Да здравствует наше крестьянское и рабочее объединение!
Да здравствуют наши подсобные силы — беспартийная трудовая интеллиенция!
Да здравствует Украинская социальная революция!
Ваш Нестор Иванович, 4 июля 1918 г.»[84].
То, что творилось в Москве в верхах руководства, то есть теоретиков и пропагандистов, трудно увязывалось с практическими действиями о которых он думал.
Теоретики были, советы давали, порой исключающие друг друга, а вот чтобы возглавить практическое осуществление мечты анархизма-коммунизма, людей не было. Практическое осуществление проблемы должно было вносить жизненные поправки в теорию, а все это впервые в истории, и путь неизведан. Нужны энтузиасты. Нужна идея, которая волновала бы всех и предлагала бы то, чего еще не было, обеспечила бы раскрепощение экономическое и политическое, была бы проста и понятна всем, и достичь ее можно было не в загробном мире, а при жизни.
Махно пришел к выводу, что мировой революции может не быть, а построить анархо-коммунистическое общество в определенном районе можно.
Гуляйполе же 22 апреля 1918 г. заняли оккупанты и гайдамаки. Предатели лакейски прислуживали им, вручая списки участников самообороны и «черногвардейцев», имеющих оружие, участников раздела земель и инвентаря помещиков, лиц, нелестно высказывающих свое мнение и т. д.
Было организовано волостное управление, державная варта и прочее. Оккупанты объявили приказ о сдаче в 24 часа оружия, требовали свезти все взятое у помещиков имущество, инвентарь. И этот приказ с радостью бросились исполнять немецкие прихвостни. Начались аресты, расправы, наложение контрибуций, конфискация имущества, система заложников, избиение шомполами. У помещения волостной управы на столбах и деревьях было повешено семь человек, среди них Семен Никущенко, Василий Похила, Ефим Стадниченко, Илья Кузьменко. Тела повешенных хоронить было запрещено, их через несколько дней, неизвестно где зарывали сами оккупанты. Были расстреляны: Моисей Калиниченко, Павел Кузьменко, Иван Махно, М. Кириченко, Н. Кульбашный и многие другие. Тогда же у Нестора Махно сожгли все подворье и расстреляли его брата Емельяна. Много людей было казнено в прилегающих к Гуляйполю селах.

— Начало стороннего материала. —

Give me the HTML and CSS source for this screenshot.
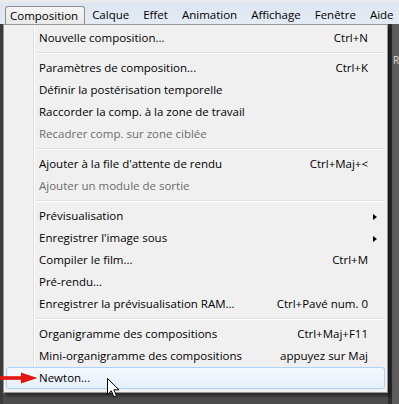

Гуляйпольский гарнизон вначале состоял из чехов и словаков, которые понимали язык и общались с населением, но потом его заменили на отряд мадьяр с австрийским офицерским составом. Зверствам этого отряда не было предела.

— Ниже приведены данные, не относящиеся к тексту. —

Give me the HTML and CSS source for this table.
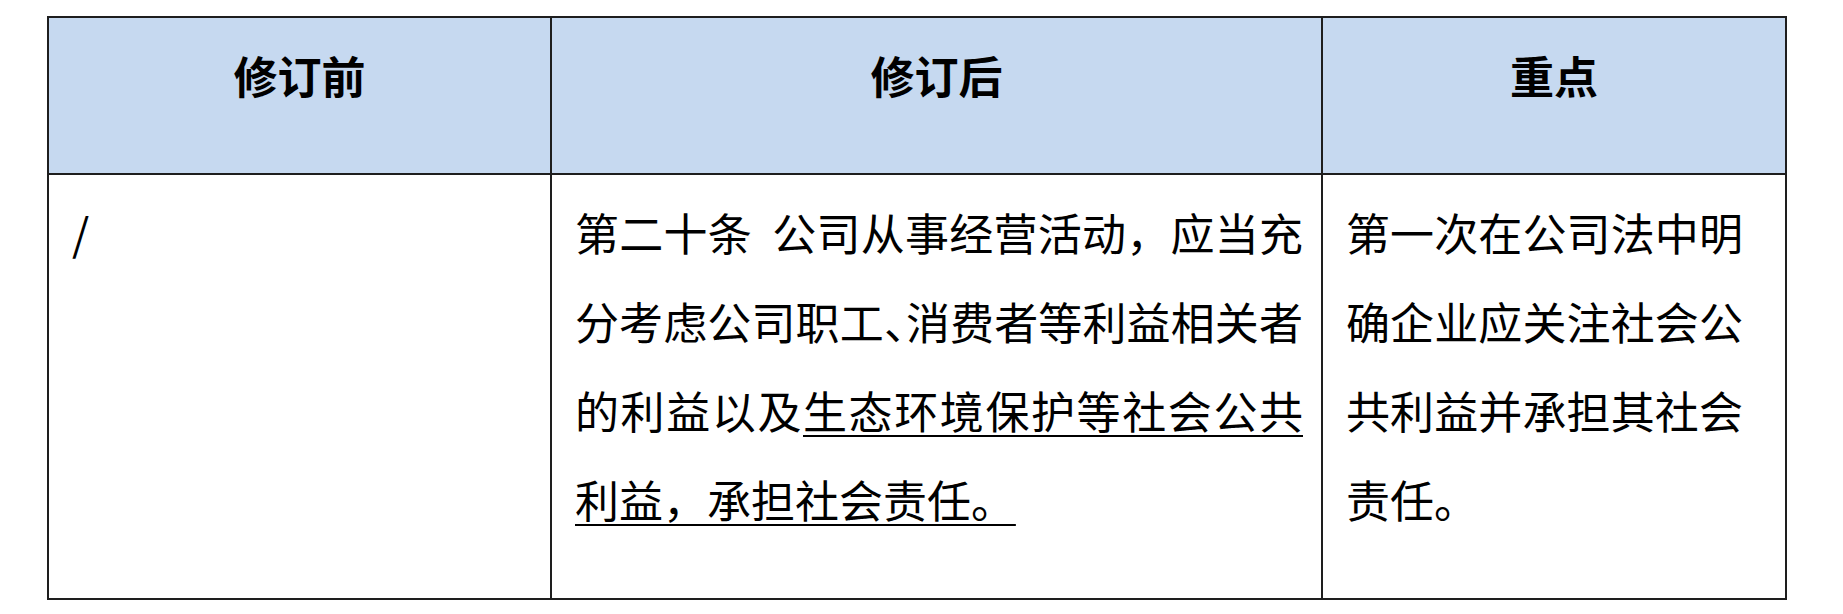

— Вот так-то, — со вздохом закончил Зуйченко свое повествование, — уже язык заплетается.
На дворе светало, в городе погасли огни. Слушатели устали и, зевая во весь рот, ругали фронтовиков. Потом мы крепко уснули.
— Ну, что, едем вместе? — спросил меня Зуйченко, когда проснулись.
— Поедем вместе! — ответил я. — Лелея мечту с головой войти в махновское движение.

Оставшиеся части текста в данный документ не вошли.